In presenting her complaint to the IPC, the complainant expressed concern that parents and students were not consulted prior to the Board decision to implement the video surveillance system.

In considering this part of the complaint, I note that there is no requirement under the Act  to consult specific individuals regarding the collection of personal information if the collection is necessary to the proper administration of a lawfully authorized activity. However, both the Guidelines and Policy I-30 make it clear that proposals to implement video surveillance systems should involve consultation with the school community, which includes parents, students and staff. Policy I-30 provides additional detail, stating:

Proposals for the installation and use of video surveillance systems on any Board site for the approval of the Administrative Council of the Board must demonstrate:

• that consultation with the school community has taken place through the Catholic School Council, with the broader community of parents, staff, and students regarding the acceptability of video surveillance on the site. Consultation should provide stakeholders with an opportunity to comment on the actual location of cameras should the project proceed.

The Board contested the complainant’s assertion that there was a lack of consultation. The Board explained that the School Council Agenda dated November 7, 2011, the staff meeting dated December 6, 2011 and the Parent Council meeting dated April 10, 2012, identify the implementation of the video surveillance system as items for discussion. That said, it is not apparent that the Board’s consultations meet the criteria referenced in both the Guidelines and Policy I-30. For example, the information provided by the Board indicates that the process consisted of providing information regarding the status of implementation of the video surveillance system, as opposed to consultations with stakeholders regarding this initiative. There is no indication that stakeholders were provided an opportunity to comment on the location of the cameras or to even assess their necessity. Absent an assessment of the necessity of video surveillance, it is not clear what information has been presented to stakeholders to inform their consultation, aside from a reference to a recent theft and a comment that security incidents have been no more or less frequent.

Based on the above, I am satisfied that the Board did inform stakeholders of its intention to implement video surveillance at the School. However, as part of the Board’s assessment regarding the necessity of the video surveillance system, I expect any further consultation to be consistent with the Guidelines and Policy I-30.

CONCLUSION:

I have reached the following conclusions based on the results of my investigation:

  1. 1. Information collected through the video surveillance system qualifies as personal information under section 2(1) of the Act .
  2. 2. The collection of the personal information is not in accordance with section 28(2) of the Act .

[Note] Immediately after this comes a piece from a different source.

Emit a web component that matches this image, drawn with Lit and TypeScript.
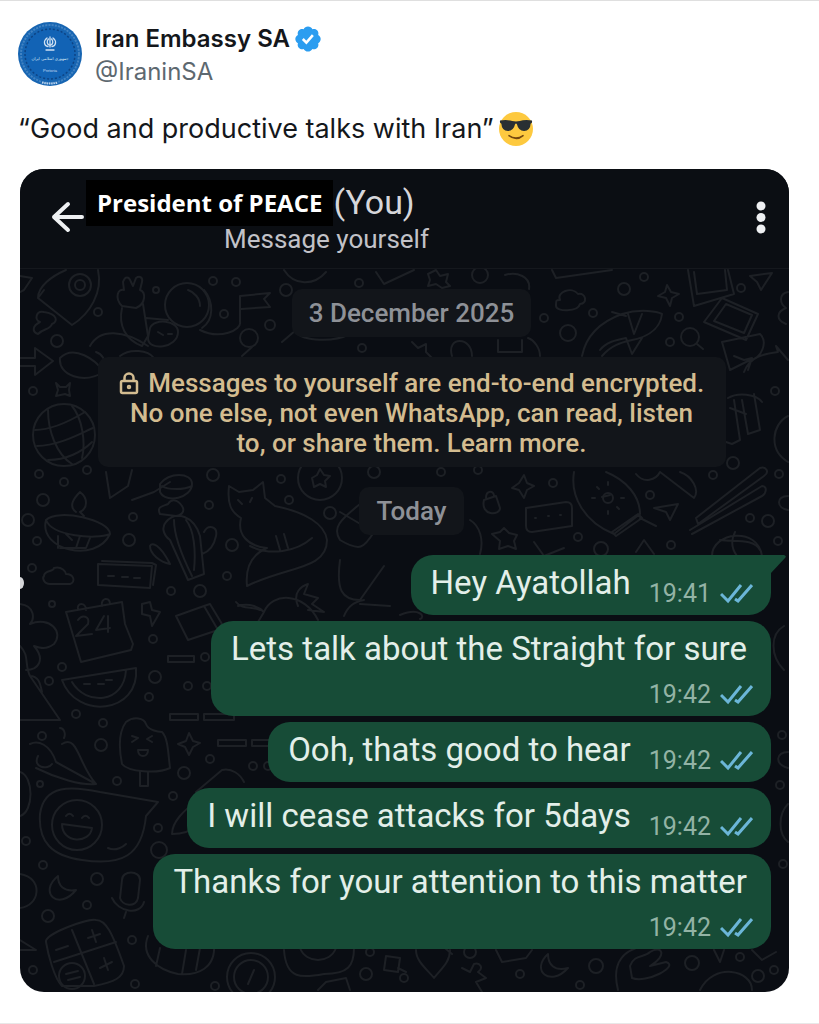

    With consideration that the Board may determine that video surveillance is necessary to the proper administration of a lawfully authorized activity in accordance with section 28(2) of the Act , I will now also consider whether the Board’s use, disclosure and retention of personal information is in compliance with the Act . An analysis of the Board’s efforts to comply with the Act  will also be instructive to the Board, stakeholders and other institutions. Therefore, pending a determination that the Board’s collection of personal information via the video surveillance system is in accordance with section 28(2) of the Act , I find:

  3. 3. The Board has provided Notice of Collection in accordance with section 29(2) of the Act , and the IPC’s Guidelines.
  4. 4. The Board’s use of the personal information is in accordance with section 31 of the Act .
  5. 5. The Board’s contemplated disclosure of the personal information is in accordance with section 32 of the Act .
  6. 6. The Board permits access to personal information in accordance with section 36 of the Act .
  7. 7. The Board has implemented reasonable measures to protect the security of personal information as required under section 3(1) of Ontario Regulation 823.
  8. 8. The Board’s retention period for unused personal information accords with the Guidelines.
  9. 9. The Board’s retention period for used personal information does not accord with section 5 of Ontario Regulation 823.
  10. 10. The Board did inform stakeholders of its intention to implement video surveillance at the School. However, as part of the Board’s assessment regarding the necessity of the video surveillance system, I expect any further consultation to be consistent with the Guidelines and Policy I-30.

RECOMMENDATIONS

  1. I recommend that the Board conduct an assessment of the video surveillance system at the School in a manner consistent with the Act , Policy I-30 and this Report.
  2. Following an assessment of the video surveillance system and assuming a determination that it is necessary, I recommend that the Board implement the video surveillance system at the School in a manner consistent with the Act , Policy I-30 and this Report.
  3. I recommend that the Board explore, and if feasible, implement measures that automatically record user activity with respect to the access and use of the video surveillance system instead of relying upon user self-reporting.
  4. I recommend that the Board undertake to have all relevant staff and service providers sign a confidentiality agreement with regards to access to the video surveillance system as per the Guidelines and Policy I-30.
  5. I recommend that the Board revise its policies, procedures and guidelines to reflect the specific timelines for retaining information from the video surveillance system that it has used.

The Board has reviewed this Report and agrees to implement the recommendations described above. Within 60 days of publication of this Report, the Board undertakes to give the Information and Privacy Commissioner a written plan setting out its steps to comply with all of the recommendations.

Original signed by:

Jeffrey Cutler

Investigator

March 11, 2015


1 www.ipc.on.ca/images/Resources/vidsch-e.pdf

2 http://www.ipc.on.ca/images/Findings/mc07-68-ttc_592396093750.pdf

3 www.ipc.on.ca/images/Findings/MC10-2.pdf

4 Cash Converters Canada Inc. v. Oshawa (City), (2007) 86 O.R. (3d) 401.

5 Ibid, at para. 40.

6 See Cash Converters Canada Inc. v. Oshawa (City), (2007) 86 O.R. (3d) 401, at paragraph 40.

7 Shoal Point Strata Council (Re), 2009 CanLII 67292 (BC IPC).

8 Eastmond v. Canadian Pacific Railway, [2004] F.C.J. 1043.

9 Alberta Order P2006-008, [2007] A.I.P.C.D. No. 16.